Bacterial Content of Fortified and Unfortified Holder Pasteurized Donor Human Milk During Prolonged Refrigerated Storage.

Author information

1
The Regional Perinatal Center, Maria Fareri Children's Hospital, Westchester Medical Center, New York Medical College, Valhalla, NY.
2
Department of Nutrition, University of North Carolina Greensboro, Greensboro, NC.
3
Department of Microbiology, New York Medical College, Valhalla, NY.

Abstract

OBJECTIVE:

To assess the microbial growth in unfortified and fortified Holder pasteurized donor human milk (HPDHM) during 96 hours of refrigerated storage in a clinical setting.

METHODS:

Thirty-six unfortified samples and 77 fortified samples of HPDHM were prepared in a neonatal intensive care milk preparation room and stored in the NICU refrigerator at 4°C to simulate a real-life feeding environment.
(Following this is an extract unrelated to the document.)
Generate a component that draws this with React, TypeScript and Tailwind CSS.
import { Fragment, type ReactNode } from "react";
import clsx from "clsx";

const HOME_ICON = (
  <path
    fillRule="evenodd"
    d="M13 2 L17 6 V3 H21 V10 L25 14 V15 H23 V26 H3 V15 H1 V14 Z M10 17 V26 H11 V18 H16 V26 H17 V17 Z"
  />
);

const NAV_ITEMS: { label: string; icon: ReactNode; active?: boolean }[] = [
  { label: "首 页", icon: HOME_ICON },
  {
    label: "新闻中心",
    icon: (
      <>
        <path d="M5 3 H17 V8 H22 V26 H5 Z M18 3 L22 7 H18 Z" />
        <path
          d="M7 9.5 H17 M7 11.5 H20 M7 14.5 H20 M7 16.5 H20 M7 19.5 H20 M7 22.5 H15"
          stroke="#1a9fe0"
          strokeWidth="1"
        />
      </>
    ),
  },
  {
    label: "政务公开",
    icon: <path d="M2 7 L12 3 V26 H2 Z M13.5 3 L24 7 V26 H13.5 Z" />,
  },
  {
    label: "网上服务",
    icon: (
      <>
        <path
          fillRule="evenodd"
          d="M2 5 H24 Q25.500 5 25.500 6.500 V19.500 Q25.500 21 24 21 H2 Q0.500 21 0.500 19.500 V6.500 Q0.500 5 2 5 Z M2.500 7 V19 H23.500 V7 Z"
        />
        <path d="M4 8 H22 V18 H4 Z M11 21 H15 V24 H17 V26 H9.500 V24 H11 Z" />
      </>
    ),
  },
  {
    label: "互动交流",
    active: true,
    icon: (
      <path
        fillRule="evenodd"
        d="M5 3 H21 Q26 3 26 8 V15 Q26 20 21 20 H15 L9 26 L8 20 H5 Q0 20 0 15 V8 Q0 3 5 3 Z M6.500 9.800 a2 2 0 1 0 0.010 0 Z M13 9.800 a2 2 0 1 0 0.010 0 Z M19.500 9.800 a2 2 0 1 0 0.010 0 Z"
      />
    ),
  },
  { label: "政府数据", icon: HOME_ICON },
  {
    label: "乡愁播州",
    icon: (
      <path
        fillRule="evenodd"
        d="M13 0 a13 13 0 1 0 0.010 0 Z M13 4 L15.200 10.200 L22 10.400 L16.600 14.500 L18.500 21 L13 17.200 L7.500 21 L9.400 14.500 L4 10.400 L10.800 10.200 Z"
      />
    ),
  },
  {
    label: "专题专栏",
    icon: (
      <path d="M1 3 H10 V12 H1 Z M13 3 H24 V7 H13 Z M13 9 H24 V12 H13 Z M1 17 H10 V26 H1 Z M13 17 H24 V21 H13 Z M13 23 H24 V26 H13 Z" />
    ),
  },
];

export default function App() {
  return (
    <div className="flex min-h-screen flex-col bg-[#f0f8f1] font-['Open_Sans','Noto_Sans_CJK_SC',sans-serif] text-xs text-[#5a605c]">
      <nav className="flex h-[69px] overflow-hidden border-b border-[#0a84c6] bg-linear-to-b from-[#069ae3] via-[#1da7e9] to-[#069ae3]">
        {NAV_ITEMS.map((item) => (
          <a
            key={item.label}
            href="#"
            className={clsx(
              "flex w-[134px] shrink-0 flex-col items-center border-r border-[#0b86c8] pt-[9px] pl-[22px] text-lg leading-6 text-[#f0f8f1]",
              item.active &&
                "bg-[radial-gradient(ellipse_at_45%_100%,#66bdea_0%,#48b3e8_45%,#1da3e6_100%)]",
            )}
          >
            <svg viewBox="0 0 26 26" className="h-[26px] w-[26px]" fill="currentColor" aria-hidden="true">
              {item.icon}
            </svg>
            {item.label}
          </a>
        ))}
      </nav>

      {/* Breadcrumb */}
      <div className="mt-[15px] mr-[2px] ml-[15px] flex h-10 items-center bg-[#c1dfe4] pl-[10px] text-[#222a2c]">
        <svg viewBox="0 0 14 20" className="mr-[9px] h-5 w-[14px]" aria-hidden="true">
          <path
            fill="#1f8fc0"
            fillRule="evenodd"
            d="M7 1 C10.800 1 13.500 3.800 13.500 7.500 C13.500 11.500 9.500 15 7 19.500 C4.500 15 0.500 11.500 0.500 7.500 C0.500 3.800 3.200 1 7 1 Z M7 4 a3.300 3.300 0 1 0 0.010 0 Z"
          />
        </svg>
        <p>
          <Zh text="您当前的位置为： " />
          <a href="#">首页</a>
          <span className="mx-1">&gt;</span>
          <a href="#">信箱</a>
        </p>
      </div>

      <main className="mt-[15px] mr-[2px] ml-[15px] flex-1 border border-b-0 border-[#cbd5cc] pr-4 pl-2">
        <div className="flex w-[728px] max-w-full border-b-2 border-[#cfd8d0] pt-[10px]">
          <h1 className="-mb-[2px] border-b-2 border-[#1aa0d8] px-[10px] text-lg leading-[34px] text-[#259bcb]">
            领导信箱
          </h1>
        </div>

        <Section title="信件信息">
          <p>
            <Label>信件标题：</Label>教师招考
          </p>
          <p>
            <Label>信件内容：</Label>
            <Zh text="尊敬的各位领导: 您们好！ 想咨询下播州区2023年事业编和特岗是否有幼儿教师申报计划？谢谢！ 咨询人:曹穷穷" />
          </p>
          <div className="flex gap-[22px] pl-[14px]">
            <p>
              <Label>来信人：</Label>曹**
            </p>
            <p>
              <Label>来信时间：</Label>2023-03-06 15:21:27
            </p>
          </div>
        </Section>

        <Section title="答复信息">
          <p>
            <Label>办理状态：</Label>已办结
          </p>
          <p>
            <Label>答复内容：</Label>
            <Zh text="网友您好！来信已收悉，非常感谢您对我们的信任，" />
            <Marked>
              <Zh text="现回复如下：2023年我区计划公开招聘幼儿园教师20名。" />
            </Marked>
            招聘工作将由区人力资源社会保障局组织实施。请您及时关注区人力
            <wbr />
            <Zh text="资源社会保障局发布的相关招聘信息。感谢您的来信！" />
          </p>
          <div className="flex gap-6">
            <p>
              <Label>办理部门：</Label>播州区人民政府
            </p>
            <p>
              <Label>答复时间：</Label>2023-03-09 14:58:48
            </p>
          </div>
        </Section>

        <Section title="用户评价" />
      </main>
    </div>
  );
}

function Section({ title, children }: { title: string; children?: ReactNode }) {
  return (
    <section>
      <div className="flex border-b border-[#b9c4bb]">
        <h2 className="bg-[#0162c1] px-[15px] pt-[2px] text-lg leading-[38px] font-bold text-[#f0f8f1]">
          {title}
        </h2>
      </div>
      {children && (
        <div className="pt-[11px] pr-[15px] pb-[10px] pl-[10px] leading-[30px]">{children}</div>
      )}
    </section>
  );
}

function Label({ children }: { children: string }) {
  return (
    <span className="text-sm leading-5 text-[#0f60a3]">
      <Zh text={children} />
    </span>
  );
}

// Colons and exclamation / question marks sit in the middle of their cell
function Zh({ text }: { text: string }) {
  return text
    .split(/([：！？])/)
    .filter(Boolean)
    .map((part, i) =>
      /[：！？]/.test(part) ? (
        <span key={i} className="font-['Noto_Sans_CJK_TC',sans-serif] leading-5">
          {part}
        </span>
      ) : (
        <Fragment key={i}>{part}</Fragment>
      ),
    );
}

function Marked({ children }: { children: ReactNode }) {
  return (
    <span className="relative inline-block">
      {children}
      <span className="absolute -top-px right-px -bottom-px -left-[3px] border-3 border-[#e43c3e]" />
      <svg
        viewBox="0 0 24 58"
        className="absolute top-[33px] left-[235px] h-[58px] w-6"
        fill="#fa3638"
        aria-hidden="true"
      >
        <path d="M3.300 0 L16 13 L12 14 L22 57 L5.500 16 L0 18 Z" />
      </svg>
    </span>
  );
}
One milliliter aliquots were removed at 24-hour intervals and cultured in duplicate for bacterial growth on solid blood agar medium. Viable bacterial colonies were characterized using standard microbiological methods.

RESULTS:

96.5% of milk samples manipulated in a vertical laminar flow hood were negative for bacterial growth. In the remainder 3.5% of the samples, the maximum growth was 1 colony forming unit/0.1 ml plated. Higher colony counts were observed when the laminar hood was not used. In all cases, the colonies represented common skin bacteria and demonstrated an inconsistent and unsustained growth. Fortifier status and storage time were not significantly associated with increased bacterial growth (P > 0.05).

CONCLUSIONS:

Unfortified and fortified HPDHM remain largely free of bacterial growth for up to 96 hours of refrigerated storage in NICU settings. Sample handling techniques are important for preventing microbial contamination.